Summary

LLM을 다루는 전반적인 지식을 아주 얕고 넓게 아우르는 book.

Chap 1. Introduction

1.3 Evolution from Traditional NLP Models to State-of-the-Art LLMs

1.3.1 Statistical Language Models (SLMs)

통계 데이터를 기반으로 Maximum Likelihood Estimation 기법으로 모델을 fit하곤 함.
n-gram 등이 있음.
- 가정으로는 Markov Assumption(n-step)
Task는 NTP.

Attention

Sparsity problem : 특히나 n-gram의 경우, n 값이 커지면 쉽지 않지.
Long-term dependencies : 일반적으로 4,5-gram까지가 한계이니, context가 매우 작지.

위 두 문제가 trade-off라 해결치 못함.

1.3.2 Neural Language Models (NLMs)

Word2vec, GloVe 등이 있음.
n-gram의 OOD, sparsity issue를 신경망으로 극복하자는 방법.

Important

Word 를 Vector로 보자!
Semantic를 latent space로 projection하자.

1.3.3 Pre-trained Language Models (PLMs)

Pre-train & Fine-Tuning Paradigm이 Improving Language Understandingby Generative Pre-Training, GPT 논문을 통해 LM 모델들이 따르는 표준 학습 패러다임으로 자리잡음.
대표적으로 GPT, BERT가 있음.

1.3.4 Large Language Models (LLMs)

방대한 양의 데이터로 학습되는 모델들.
대표적으로 GPT, Llama, PaLM 등이 있음.
최근 방법들은 pretrain → human-alignment, 2-step 흐름.

1.4 Overview of Current Leading LLMs

현재 업계 대표 모델들로는

OpenAI의 GPT3, GPT4 등
Google의 PaLM 등
Meta의 Llama 등 이 존재.

학습 패러다임은 일반적으로

Pre-train
Human-Alignment로 이루어짐.
- 대표적으로 Reinforcement Learning with Human Feedback(RLHF)

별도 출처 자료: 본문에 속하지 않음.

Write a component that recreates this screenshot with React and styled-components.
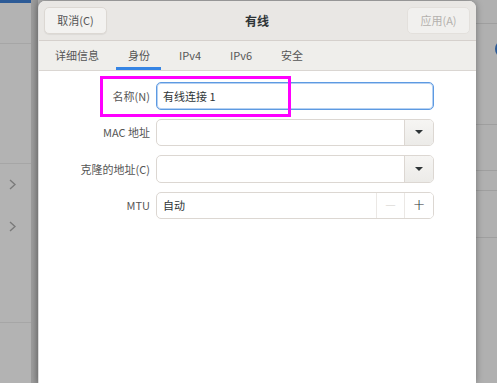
import React from "react";
import styled, { createGlobalStyle } from "styled-components";

const GlobalStyle = createGlobalStyle`
  html, body {
    margin: 0;
    padding: 0;
    background: #b2b2b2;
    overflow: hidden;
  }
  * {
    box-sizing: border-box;
  }
`;

const FONT = `"Noto Sans CJK SC", "Noto Sans", sans-serif`;

const Screen = styled.div`
  position: relative;
  display: flex;
  width: 497px;
  height: 383px;
  font-family: ${FONT};
  background: #b2b2b2;
  overflow: hidden;
`;

const Sidebar = styled.div`
  width: 32px;
  flex: none;
  display: flex;
  flex-direction: column;
  border-right: 1px solid #9c9c9c;
  background: #b3b3b3;
`;

const SideRow = styled.div`
  height: ${(p) => p.h}px;
  flex: none;
  display: flex;
  flex-direction: column;
  align-items: flex-start;
  padding-left: 9px;
  padding-top: ${(p) => p.pt || 0}px;
  gap: 31px;
  border-bottom: ${(p) => (p.line ? "1px solid #a6a6a6" : "none")};
  border-top: ${(p) => (p.accent ? "3px solid #2d5b97" : "none")};
`;

const Chevron = styled.svg`
  width: 7px;
  height: 11px;
`;

const Gutter = styled.div`
  width: 6px;
  flex: none;
  background: linear-gradient(to right, #9d9d9d, #8f8f8f);
`;

const Dialog = styled.div`
  width: 438px;
  flex: none;
  margin-top: 1px;
  display: flex;
  flex-direction: column;
  background: #ffffff;
  border-left: 1px solid #dcdcdc;
  border-radius: 7px 7px 0 0;
  box-shadow: 0 0 7px rgba(0, 0, 0, 0.35);
  overflow: hidden;
  z-index: 1;
`;

const HeaderBar = styled.div`
  height: 40px;
  flex: none;
  display: flex;
  align-items: center;
  justify-content: space-between;
  padding: 0 6px 1px 5px;
  background: #e9e7e4;
  border-bottom: 1px solid #d5d0cc;
`;

const HeaderButton = styled.div`
  width: 63px;
  height: 27px;
  display: flex;
  align-items: center;
  justify-content: center;
  font-size: 11px;
  color: ${(p) => (p.disabled ? "#b4b1ad" : "#555555")};
  background: ${(p) => (p.disabled ? "#f1f0ee" : "#f3f2f0")};
  border: 1px solid ${(p) => (p.disabled ? "#e3e0dc" : "#dcd8d3")};
  border-radius: 5px;
  box-shadow: ${(p) => (p.disabled ? "none" : "0 1px 1px rgba(0,0,0,0.06)")};
`;

const Title = styled.div`
  font-size: 12px;
  font-weight: 700;
  color: #2e3436;
`;

const TabBar = styled.div`
  height: 30px;
  flex: none;
  display: flex;
  align-items: stretch;
  padding-left: 4px;
  gap: 6px;
  background: #efeeeb;
  border-bottom: 1px solid #dad6d2;
`;

const Tab = styled.div`
  display: flex;
  align-items: center;
  padding: 2px 11px 0 12px;
  font-size: 11px;
  color: #555555;
  border-bottom: 3px solid ${(p) => (p.active ? "#3584e4" : "transparent")};
`;

const Content = styled.div`
  flex: 1;
  display: grid;
  grid-template-columns: 111px 278px;
  grid-auto-rows: 27.5px;
  column-gap: 6px;
  row-gap: 9px;
  align-content: start;
  padding-top: 11px;
`;

const Label = styled.div`
  display: flex;
  align-items: center;
  justify-content: flex-end;
  font-size: 11px;
  color: #555555;
  white-space: nowrap;
`;

const Field = styled.div`
  display: flex;
  align-items: stretch;
  background: #ffffff;
  border: 1px solid ${(p) => (p.focused ? "#5d9ae2" : "#dcd7d2")};
  box-shadow: ${(p) =>
    p.focused ? "inset 0 0 0 1px rgba(93,154,226,0.45)" : "none"};
  border-radius: 5px;
  overflow: hidden;
`;

const FieldText = styled.div`
  flex: 1;
  display: flex;
  align-items: center;
  padding-left: 6px;
  font-size: 11px;
  color: #2e3436;
`;

const DropButton = styled.div`
  width: 29px;
  flex: none;
  display: flex;
  align-items: center;
  justify-content: center;
  background: linear-gradient(#f6f5f3, #ecebe8);
  border-left: 1px solid #dcd7d2;
`;

const SpinButton = styled.div`
  width: ${(p) => p.w}px;
  flex: none;
  display: flex;
  align-items: center;
  justify-content: center;
  font-size: 15px;
  font-family: "DejaVu Sans", sans-serif;
  font-weight: 300;
  color: ${(p) => (p.disabled ? "#d0cdc9" : "#2e3436")};
  background: #ffffff;
  border-left: 1px solid #ebe8e5;
`;

const RightPanel = styled.div`
  flex: 1;
  display: flex;
  flex-direction: column;
  background: #b0b0b0;
`;

const RightRow = styled.div`
  height: ${(p) => p.h}px;
  flex: none;
  display: flex;
  align-items: flex-start;
  padding-top: ${(p) => p.pt || 0}px;
  padding-left: 19px;
  border-bottom: ${(p) => (p.line ? "1px solid #9f9f9f" : "none")};
`;

const SwitchEdge = styled.div`
  width: 18px;
  height: 18px;
  flex: none;
  border-radius: 9px;
  background: #2b5a96;
`;

const Highlight = styled.div`
  position: absolute;
  left: 100px;
  top: 76px;
  width: 191px;
  height: 41px;
  border: 3px solid #ff00ff;
  z-index: 2;
  pointer-events: none;
`;

const Arrow = () => (
  <svg width="8" height="4" viewBox="0 0 8 4">
    <path d="M0 0 H8 L4 4 Z" fill="#2e3436" />
  </svg>
);

const ChevronIcon = () => (
  <Chevron viewBox="0 0 7 11">
    <path d="M1 1 L6 5.5 L1 10" fill="none" stroke="#7a7a7a" strokeWidth="1.4" />
  </Chevron>
);

const tabs = ["详细信息", "身份", "IPv4", "IPv6", "安全"];

export default function App() {
  return (
    <Screen>
      <GlobalStyle />
      <Sidebar>
        <SideRow h={44} line accent />
        <SideRow h={120} line />
        <SideRow h={159} line pt={15}>
          <ChevronIcon />
          <ChevronIcon />
        </SideRow>
        <SideRow h={60} />
      </Sidebar>
      <Gutter />
      <Dialog>
        <HeaderBar>
          <HeaderButton>取消(C)</HeaderButton>
          <Title>有线</Title>
          <HeaderButton disabled>应用(A)</HeaderButton>
        </HeaderBar>
        <TabBar>
          {tabs.map((t) => (
            <Tab key={t} active={t === "身份"}>
              {t}
            </Tab>
          ))}
        </TabBar>
        <Content>
          <Label>名称(N)</Label>
          <Field focused>
            <FieldText>有线连接 1</FieldText>
          </Field>

          <Label>MAC 地址</Label>
          <Field>
            <FieldText />
            <DropButton>
              <Arrow />
            </DropButton>
          </Field>

          <Label>克隆的地址(C)</Label>
          <Field>
            <FieldText />
            <DropButton>
              <Arrow />
            </DropButton>
          </Field>

          <Label>MTU</Label>
          <Field>
            <FieldText>自动</FieldText>
            <SpinButton w={28} disabled>
              −
            </SpinButton>
            <SpinButton w={29}>+</SpinButton>
          </Field>
        </Content>
      </Dialog>
      <RightPanel>
        <RightRow h={24} line />
        <RightRow h={101} line pt={16}>
          <SwitchEdge />
        </RightRow>
        <RightRow h={46} line />
        <RightRow h={20} line />
        <RightRow h={47} line />
        <RightRow h={145} />
      </RightPanel>
      <Highlight />
    </Screen>
  );
}
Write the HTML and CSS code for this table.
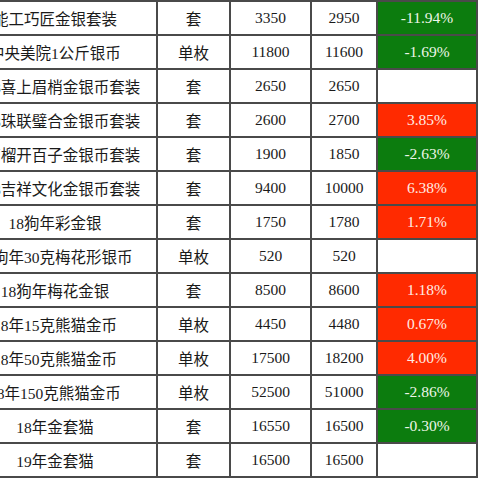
FILE: index.html
```html
<!DOCTYPE html>
<html lang="zh">
<head>
<meta charset="utf-8">
<title>金银币价格</title>
<link rel="stylesheet" href="styles.css">
</head>
<body>
<table class="prices">
  <colgroup>
    <col class="c-name"><col class="c-unit"><col class="c-old"><col class="c-new"><col class="c-chg">
  </colgroup>
  <tbody>
    <tr><td class="name">能工巧匠金银套装</td><td class="unit">套</td><td class="num">3350</td><td class="num">2950</td><td class="chg down">-11.94%</td></tr>
    <tr><td class="name">中央美院1公斤银币</td><td class="unit">单枚</td><td class="num">11800</td><td class="num">11600</td><td class="chg down">-1.69%</td></tr>
    <tr><td class="name">2018喜上眉梢金银币套装</td><td class="unit">套</td><td class="num">2650</td><td class="num">2650</td><td class="chg"></td></tr>
    <tr><td class="name">2018珠联璧合金银币套装</td><td class="unit">套</td><td class="num">2600</td><td class="num">2700</td><td class="chg up">3.85%</td></tr>
    <tr><td class="name">18石榴开百子金银币套装</td><td class="unit">套</td><td class="num">1900</td><td class="num">1850</td><td class="chg down">-2.63%</td></tr>
    <tr><td class="name">2018吉祥文化金银币套装</td><td class="unit">套</td><td class="num">9400</td><td class="num">10000</td><td class="chg up">6.38%</td></tr>
    <tr><td class="name">18狗年彩金银</td><td class="unit">套</td><td class="num">1750</td><td class="num">1780</td><td class="chg up">1.71%</td></tr>
    <tr><td class="name">18狗年30克梅花形银币</td><td class="unit">单枚</td><td class="num">520</td><td class="num">520</td><td class="chg"></td></tr>
    <tr><td class="name">18狗年梅花金银</td><td class="unit">套</td><td class="num">8500</td><td class="num">8600</td><td class="chg up">1.18%</td></tr>
    <tr><td class="name">18年15克熊猫金币</td><td class="unit">单枚</td><td class="num">4450</td><td class="num">4480</td><td class="chg up">0.67%</td></tr>
    <tr><td class="name">18年50克熊猫金币</td><td class="unit">单枚</td><td class="num">17500</td><td class="num">18200</td><td class="chg up">4.00%</td></tr>
    <tr><td class="name">18年150克熊猫金币</td><td class="unit">单枚</td><td class="num">52500</td><td class="num">51000</td><td class="chg down">-2.86%</td></tr>
    <tr><td class="name">18年金套猫</td><td class="unit">套</td><td class="num">16550</td><td class="num">16500</td><td class="chg down">-0.30%</td></tr>
    <tr><td class="name">19年金套猫</td><td class="unit">套</td><td class="num">16500</td><td class="num">16500</td><td class="chg"></td></tr>
  </tbody>
</table>
</body>
</html>
```

FILE: styles.css
```css
html, body {
  margin: 0;
  padding: 0;
  background: #ffffff;
  overflow: hidden;
}

.prices {
  border-collapse: collapse;
  table-layout: fixed;
  width: 524px;
  margin-left: -48px;
  margin-top: 0;
  font-family: "Liberation Serif", "Noto Sans CJK SC", serif;
  color: #1a1a1a;
}

.c-name { width: 204px; }
.c-unit { width: 73px; }
.c-old { width: 81px; }
.c-new { width: 66px; }
.c-chg { width: 100px; }

.prices td {
  border: 2px solid #4a4a4a;
  height: 32px;
  padding: 0;
  text-align: center;
  vertical-align: middle;
  white-space: nowrap;
  overflow: visible;
}

.name, .unit {
  font-size: 15.5px;
  padding-top: 2px;
}

.num, .chg {
  font-size: 15.5px;
  padding-top: 2px;
}

.chg.down {
  background: #0c7c0e;
  color: #eef6e8;
}

.chg.up {
  background: #ff2a00;
  color: #ffece4;
}
```
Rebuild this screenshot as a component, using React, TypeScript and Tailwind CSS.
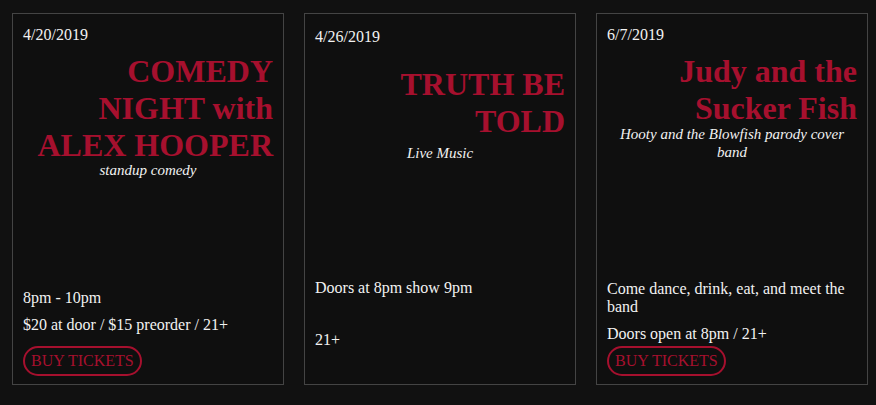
import React from 'react';

const CRIMSON = 'text-[#a6102e]';

function BuyButton() {
  return (
    <button className="self-start rounded-full border-2 border-[#a6102e] px-[6px] py-[4px] text-[16px] leading-[18.4px] uppercase text-[#a6102e] bg-transparent">
      Buy Tickets
    </button>
  );
}

export default function App() {
  return (
    <div className="min-h-[405px] w-full bg-[#111111] font-['Liberation_Serif',serif] text-[#f2f2f2] text-[16px] leading-[18.4px]">
      <div className="flex gap-[20px] pl-[12px] pt-[13px]">
        {/* Card 1 */}
        <div className="flex h-[372px] w-[272px] flex-col border border-[#444444] bg-[#0f0f0f] px-[10px] pt-[12px] pb-[8px]">
          <p>4/20/2019</p>
          <h1 className={`mt-[9px] text-right text-[32px] font-bold leading-[36.8px] ${CRIMSON}`}>
            COMEDY NIGHT with ALEX HOOPER
          </h1>
          <p className="mt-[-2.5px] text-center text-[15px] italic leading-[18px]">standup comedy</p>
          <div className="mt-auto flex flex-col">
            <p>8pm - 10pm</p>
            <p className="mt-[8.3px]">$20 at door / $15 preorder / 21+</p>
            <div className="mt-[11px] flex">
              <BuyButton />
            </div>
          </div>
        </div>

        {/* Card 2 */}
        <div className="flex h-[372px] w-[272px] flex-col border border-[#444444] bg-[#0f0f0f] px-[10px] pt-[12px] pb-[8px]">
          <p className="mt-[2.4px]">4/26/2019</p>
          <h1 className={`mt-[19px] text-right text-[32px] font-bold leading-[36.8px] ${CRIMSON}`}>
            TRUTH BE TOLD
          </h1>
          <p className="mt-[4.3px] text-center text-[15px] italic leading-[18px]">Live Music</p>
          <div className="mt-auto flex flex-col pb-[26.5px]">
            <p>Doors at 8pm show 9pm</p>
            <p className="mt-[33.3px]">21+</p>
          </div>
        </div>

        {/* Card 3 */}
        <div className="flex h-[372px] w-[272px] flex-col border border-[#444444] bg-[#0f0f0f] px-[10px] pt-[12px] pb-[8px]">
          <p>6/7/2019</p>
          <h1 className={`mt-[9px] text-right text-[32px] font-bold leading-[36.8px] ${CRIMSON}`}>
            Judy and the Sucker Fish
          </h1>
          <p className="mt-[-2.5px] text-center text-[15px] italic leading-[18px]">
            Hooty and the Blowfish parody cover band
          </p>
          <div className="mt-auto flex flex-col">
            <p>Come dance, drink, eat, and meet the band</p>
            <p className="mt-[8.2px]">Doors open at 8pm / 21+</p>
            <div className="mt-[2.2px] flex">
              <BuyButton />
            </div>
          </div>
        </div>
      </div>
    </div>
  );
}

또한, Multi-modal 쪽도 주시할 필요 있음.

1.5 What is Fine-Tuning?

Summary

잘 학습된 pre-trained model에 task/domain specific 한 데이터로 downstream task 성능을 올리는 기법.
pre-train된 knowledge-representation을 downstream-task에 맞춰 transfer한다고 표현할 수 있을 듯.

Benefits:

Time / Computing Efficiency

일반적으로 바닥(randomly initialized weights)부터하는 학습보다 성능이 보장된다는 것이 정설.

결국 근본적으로 효율을 위해 고안된 방법이니, 효율이 중요하고, 그로 인해 전체 weight를 업데이트 하는 것(Full-Fine Tuning)이 아닌, PEFT(Parameter Efficient Fine Tuning), HFT(Half Fine-Tuning) 같은 기법들이 나오고 있음.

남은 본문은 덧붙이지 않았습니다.